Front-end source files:
════════════════════

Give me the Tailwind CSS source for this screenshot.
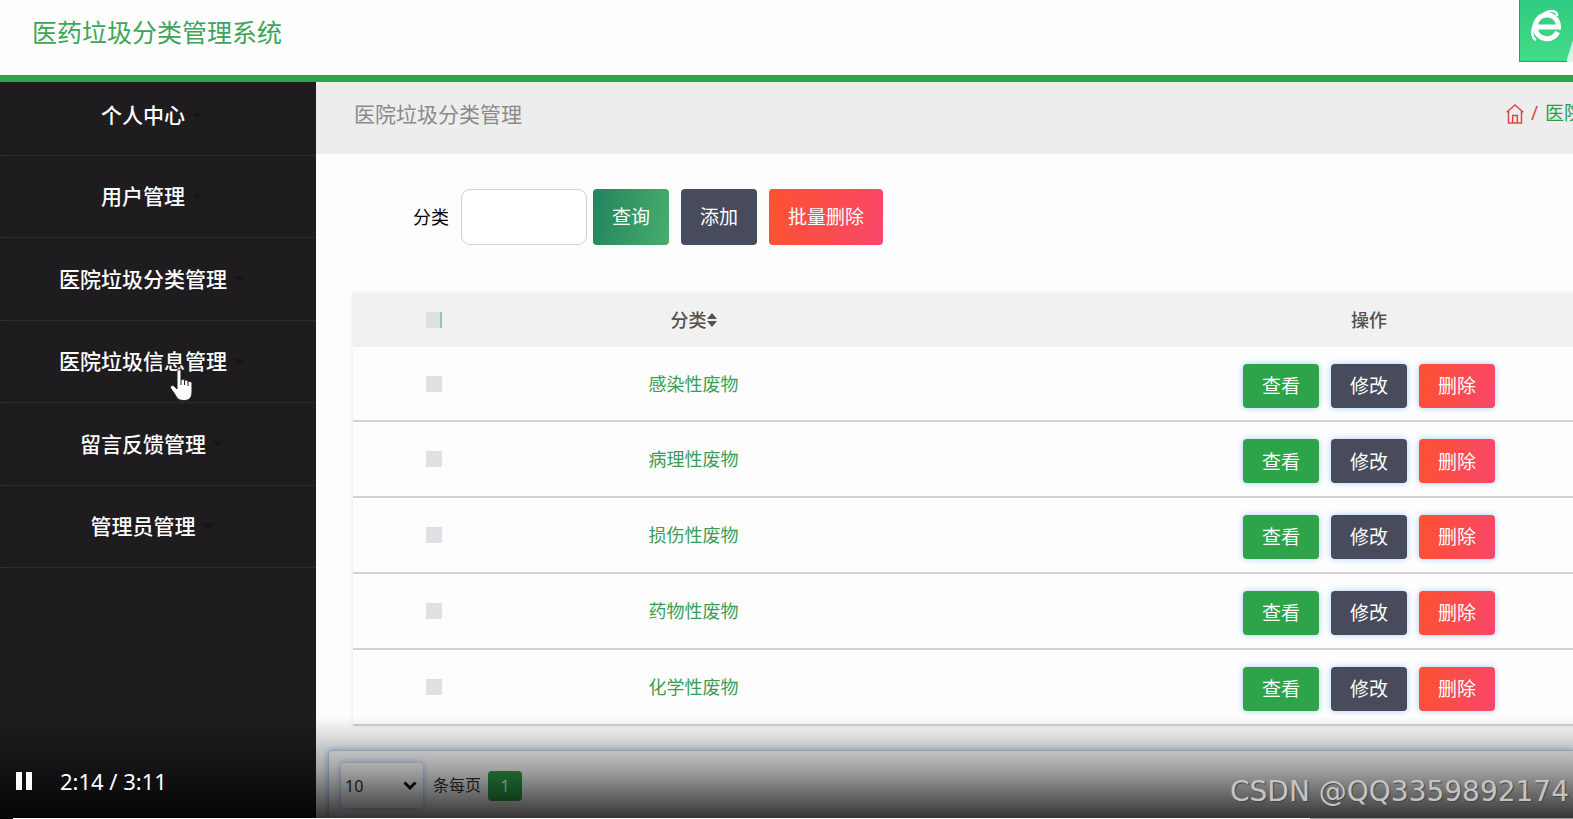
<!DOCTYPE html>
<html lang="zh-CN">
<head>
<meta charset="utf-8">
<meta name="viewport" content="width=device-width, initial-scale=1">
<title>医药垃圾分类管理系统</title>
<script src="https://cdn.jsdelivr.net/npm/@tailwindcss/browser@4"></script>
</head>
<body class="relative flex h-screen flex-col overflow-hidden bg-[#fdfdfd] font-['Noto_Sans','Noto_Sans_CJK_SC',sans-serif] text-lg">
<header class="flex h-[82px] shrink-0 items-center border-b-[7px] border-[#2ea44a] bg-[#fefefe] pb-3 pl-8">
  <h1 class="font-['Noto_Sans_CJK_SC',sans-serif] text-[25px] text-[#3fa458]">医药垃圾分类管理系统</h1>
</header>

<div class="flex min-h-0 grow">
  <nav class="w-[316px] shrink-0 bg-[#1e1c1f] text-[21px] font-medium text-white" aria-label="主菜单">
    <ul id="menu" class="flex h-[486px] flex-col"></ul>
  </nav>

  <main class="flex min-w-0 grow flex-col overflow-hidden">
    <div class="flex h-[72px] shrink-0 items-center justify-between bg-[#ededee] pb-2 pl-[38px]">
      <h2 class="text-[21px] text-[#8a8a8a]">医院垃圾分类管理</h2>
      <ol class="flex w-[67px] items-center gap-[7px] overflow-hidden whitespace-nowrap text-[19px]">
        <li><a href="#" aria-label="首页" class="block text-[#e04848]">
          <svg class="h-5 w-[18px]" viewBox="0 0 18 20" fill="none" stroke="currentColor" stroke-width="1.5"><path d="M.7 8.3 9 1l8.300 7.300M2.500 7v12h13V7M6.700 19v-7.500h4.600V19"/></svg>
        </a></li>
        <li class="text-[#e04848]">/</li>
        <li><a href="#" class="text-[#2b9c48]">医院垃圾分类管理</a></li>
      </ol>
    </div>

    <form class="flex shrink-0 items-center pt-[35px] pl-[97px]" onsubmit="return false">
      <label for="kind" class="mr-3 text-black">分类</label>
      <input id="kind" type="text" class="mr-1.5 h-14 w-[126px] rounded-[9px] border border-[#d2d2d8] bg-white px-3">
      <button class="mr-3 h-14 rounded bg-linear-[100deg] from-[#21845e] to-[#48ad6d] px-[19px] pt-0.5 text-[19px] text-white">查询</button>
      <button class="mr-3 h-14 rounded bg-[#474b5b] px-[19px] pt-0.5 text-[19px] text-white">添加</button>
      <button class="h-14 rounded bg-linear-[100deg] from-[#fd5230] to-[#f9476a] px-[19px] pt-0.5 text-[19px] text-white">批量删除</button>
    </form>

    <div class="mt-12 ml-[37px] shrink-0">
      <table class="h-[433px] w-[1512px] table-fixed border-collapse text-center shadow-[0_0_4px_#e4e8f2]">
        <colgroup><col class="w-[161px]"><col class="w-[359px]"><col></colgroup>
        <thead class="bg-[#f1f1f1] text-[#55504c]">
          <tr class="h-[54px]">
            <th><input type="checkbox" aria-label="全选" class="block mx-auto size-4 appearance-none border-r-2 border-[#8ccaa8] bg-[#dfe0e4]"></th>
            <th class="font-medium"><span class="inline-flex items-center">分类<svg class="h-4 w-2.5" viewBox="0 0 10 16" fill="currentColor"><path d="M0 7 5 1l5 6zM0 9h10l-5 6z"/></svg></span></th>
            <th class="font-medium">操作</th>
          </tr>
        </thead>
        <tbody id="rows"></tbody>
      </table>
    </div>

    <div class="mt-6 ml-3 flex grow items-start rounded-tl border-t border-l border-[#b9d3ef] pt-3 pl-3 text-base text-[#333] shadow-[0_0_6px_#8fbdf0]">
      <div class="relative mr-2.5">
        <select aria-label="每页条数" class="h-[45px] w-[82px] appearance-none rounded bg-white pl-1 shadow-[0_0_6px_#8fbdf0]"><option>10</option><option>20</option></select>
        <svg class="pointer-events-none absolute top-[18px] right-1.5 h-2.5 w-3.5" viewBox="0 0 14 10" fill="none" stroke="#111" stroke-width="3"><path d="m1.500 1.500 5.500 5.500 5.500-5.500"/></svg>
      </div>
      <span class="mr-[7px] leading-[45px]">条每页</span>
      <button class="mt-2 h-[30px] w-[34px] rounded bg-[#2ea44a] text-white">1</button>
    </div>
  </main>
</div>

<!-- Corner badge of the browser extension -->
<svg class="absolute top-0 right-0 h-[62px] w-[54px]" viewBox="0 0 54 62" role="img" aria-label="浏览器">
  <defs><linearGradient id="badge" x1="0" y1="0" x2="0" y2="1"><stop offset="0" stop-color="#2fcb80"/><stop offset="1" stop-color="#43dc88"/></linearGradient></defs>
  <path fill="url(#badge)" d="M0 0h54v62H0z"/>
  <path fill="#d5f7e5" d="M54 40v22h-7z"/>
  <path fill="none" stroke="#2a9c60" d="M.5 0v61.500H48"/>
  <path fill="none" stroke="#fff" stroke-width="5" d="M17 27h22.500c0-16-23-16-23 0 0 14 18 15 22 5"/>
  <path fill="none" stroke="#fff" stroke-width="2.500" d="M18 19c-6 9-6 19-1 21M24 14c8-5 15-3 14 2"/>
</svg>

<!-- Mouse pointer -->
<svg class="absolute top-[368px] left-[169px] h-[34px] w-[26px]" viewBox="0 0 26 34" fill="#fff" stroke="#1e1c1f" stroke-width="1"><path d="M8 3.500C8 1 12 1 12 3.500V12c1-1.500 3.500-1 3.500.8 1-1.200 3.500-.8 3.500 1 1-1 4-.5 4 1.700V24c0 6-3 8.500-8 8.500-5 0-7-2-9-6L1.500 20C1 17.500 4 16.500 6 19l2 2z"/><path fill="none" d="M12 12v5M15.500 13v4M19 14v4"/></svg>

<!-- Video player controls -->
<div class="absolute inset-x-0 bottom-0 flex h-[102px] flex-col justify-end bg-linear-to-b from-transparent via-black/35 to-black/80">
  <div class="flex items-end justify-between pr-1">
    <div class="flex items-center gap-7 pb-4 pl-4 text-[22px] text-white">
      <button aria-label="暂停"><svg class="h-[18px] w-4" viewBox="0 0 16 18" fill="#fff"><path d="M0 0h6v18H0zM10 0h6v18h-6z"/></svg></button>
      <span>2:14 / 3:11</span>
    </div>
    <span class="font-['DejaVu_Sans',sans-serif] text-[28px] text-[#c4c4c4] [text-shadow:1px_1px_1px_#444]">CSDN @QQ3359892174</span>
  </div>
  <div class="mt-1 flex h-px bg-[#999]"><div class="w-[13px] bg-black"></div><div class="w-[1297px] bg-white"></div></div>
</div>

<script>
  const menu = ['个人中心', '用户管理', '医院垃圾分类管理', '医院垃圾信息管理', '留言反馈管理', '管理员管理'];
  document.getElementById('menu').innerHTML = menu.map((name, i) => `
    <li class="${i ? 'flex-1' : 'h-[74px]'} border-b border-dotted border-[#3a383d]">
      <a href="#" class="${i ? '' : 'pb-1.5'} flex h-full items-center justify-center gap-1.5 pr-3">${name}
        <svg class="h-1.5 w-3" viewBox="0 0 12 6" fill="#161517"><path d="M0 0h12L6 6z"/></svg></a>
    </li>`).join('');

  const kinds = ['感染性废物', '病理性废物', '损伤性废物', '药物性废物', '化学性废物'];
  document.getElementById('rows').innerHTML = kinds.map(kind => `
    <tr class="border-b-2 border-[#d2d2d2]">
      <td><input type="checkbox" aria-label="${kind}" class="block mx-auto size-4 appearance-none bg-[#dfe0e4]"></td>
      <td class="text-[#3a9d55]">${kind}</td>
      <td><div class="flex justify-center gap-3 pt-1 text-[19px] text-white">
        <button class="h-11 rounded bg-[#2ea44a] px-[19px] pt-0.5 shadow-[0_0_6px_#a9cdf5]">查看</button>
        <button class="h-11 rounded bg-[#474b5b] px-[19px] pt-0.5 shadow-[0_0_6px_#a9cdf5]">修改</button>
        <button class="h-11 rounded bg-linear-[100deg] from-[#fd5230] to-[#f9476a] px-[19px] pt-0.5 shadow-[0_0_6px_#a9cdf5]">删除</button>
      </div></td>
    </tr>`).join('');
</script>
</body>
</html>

════════════════════

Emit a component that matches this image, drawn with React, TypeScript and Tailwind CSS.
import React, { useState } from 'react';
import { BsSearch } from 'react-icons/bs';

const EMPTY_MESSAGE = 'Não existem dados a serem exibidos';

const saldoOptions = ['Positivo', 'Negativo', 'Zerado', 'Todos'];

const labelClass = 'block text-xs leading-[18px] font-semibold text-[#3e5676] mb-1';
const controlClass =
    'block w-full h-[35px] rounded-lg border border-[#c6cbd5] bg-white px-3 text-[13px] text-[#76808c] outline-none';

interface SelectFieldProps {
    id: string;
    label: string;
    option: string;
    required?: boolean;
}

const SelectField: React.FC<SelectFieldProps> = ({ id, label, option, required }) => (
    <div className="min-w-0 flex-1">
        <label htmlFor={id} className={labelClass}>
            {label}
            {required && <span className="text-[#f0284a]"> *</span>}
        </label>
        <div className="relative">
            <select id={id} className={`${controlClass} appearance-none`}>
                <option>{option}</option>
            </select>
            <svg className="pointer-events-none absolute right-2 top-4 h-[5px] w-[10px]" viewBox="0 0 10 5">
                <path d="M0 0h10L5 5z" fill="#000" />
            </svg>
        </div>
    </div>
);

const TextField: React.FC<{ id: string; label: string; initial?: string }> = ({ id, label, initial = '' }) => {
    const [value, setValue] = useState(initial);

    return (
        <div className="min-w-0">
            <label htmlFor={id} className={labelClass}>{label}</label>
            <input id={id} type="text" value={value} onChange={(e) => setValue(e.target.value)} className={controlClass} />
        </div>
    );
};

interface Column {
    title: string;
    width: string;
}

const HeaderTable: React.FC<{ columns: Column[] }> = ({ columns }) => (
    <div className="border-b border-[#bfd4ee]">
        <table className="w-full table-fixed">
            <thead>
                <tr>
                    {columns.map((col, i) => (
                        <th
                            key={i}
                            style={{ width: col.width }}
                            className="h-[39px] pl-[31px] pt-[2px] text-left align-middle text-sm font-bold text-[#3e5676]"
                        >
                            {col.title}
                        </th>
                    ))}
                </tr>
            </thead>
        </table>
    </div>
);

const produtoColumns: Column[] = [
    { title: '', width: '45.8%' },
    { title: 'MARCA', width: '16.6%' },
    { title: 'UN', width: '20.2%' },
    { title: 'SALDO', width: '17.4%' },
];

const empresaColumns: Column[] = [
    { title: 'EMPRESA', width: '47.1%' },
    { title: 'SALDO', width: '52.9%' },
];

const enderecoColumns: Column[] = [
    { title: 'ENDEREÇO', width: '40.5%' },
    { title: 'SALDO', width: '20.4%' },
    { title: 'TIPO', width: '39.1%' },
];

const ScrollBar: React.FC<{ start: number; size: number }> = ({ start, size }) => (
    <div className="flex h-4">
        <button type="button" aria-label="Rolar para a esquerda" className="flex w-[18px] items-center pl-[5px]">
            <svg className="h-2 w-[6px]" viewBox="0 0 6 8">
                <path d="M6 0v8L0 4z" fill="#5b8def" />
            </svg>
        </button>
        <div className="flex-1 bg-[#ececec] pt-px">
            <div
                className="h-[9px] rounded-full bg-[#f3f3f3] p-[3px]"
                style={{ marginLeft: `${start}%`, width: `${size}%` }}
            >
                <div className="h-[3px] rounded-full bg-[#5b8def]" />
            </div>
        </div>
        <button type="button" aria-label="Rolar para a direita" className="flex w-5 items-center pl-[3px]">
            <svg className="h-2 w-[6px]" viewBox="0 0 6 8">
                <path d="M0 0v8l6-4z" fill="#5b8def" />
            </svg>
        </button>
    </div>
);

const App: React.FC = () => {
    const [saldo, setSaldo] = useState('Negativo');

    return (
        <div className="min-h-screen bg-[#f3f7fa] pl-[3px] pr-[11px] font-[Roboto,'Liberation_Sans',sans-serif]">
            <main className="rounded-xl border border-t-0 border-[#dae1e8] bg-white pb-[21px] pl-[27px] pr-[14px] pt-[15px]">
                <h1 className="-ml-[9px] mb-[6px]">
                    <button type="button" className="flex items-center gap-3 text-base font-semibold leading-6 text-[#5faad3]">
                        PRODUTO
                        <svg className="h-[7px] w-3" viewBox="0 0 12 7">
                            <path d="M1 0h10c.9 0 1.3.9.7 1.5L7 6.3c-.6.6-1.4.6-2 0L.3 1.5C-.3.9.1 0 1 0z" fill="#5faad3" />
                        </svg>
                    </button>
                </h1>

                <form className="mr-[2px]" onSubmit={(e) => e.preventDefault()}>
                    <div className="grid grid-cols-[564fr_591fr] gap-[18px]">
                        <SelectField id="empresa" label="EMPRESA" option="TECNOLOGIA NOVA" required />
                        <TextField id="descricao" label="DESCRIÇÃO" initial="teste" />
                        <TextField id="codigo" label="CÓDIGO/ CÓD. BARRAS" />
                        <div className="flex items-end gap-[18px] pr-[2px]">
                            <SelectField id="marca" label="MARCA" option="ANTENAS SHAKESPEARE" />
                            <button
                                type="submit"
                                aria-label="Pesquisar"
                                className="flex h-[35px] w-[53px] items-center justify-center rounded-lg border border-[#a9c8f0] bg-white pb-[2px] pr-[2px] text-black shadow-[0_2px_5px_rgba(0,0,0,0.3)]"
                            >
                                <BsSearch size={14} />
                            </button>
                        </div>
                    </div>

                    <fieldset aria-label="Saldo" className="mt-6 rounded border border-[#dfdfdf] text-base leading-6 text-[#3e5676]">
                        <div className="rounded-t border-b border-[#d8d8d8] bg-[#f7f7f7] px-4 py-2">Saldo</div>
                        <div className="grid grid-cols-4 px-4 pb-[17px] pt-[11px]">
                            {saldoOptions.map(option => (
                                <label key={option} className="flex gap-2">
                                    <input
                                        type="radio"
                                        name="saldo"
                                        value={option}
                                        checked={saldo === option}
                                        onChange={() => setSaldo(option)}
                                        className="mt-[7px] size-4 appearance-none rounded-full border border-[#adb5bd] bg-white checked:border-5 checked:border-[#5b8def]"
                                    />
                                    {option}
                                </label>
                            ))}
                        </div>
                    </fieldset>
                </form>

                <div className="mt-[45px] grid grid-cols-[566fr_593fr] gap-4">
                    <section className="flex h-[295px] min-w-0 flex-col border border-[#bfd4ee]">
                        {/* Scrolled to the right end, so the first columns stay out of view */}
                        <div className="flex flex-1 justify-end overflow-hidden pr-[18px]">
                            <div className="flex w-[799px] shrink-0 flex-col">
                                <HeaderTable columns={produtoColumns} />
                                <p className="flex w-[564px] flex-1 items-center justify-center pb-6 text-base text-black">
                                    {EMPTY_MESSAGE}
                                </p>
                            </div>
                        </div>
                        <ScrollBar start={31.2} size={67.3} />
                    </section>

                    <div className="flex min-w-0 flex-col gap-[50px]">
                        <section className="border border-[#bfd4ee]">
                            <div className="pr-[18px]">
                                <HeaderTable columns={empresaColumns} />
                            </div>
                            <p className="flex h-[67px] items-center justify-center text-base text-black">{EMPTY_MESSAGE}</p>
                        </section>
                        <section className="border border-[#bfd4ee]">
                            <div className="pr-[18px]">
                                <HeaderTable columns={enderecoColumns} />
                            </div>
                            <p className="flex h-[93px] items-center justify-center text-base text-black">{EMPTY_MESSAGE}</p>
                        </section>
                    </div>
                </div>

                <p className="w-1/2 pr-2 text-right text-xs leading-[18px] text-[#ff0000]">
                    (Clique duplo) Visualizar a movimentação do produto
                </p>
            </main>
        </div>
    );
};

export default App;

════════════════════

Transcribe the lines above from the one with "Emit a component" through the one with "['Positivo', 'Negativo', 'Zerado', 'Todos'];". Include both ends and leave out every other line.

Emit a component that matches this image, drawn with React, TypeScript and Tailwind CSS.
import React, { useState } from 'react';
import { BsSearch } from 'react-icons/bs';

const EMPTY_MESSAGE = 'Não existem dados a serem exibidos';

const saldoOptions = ['Positivo', 'Negativo', 'Zerado', 'Todos'];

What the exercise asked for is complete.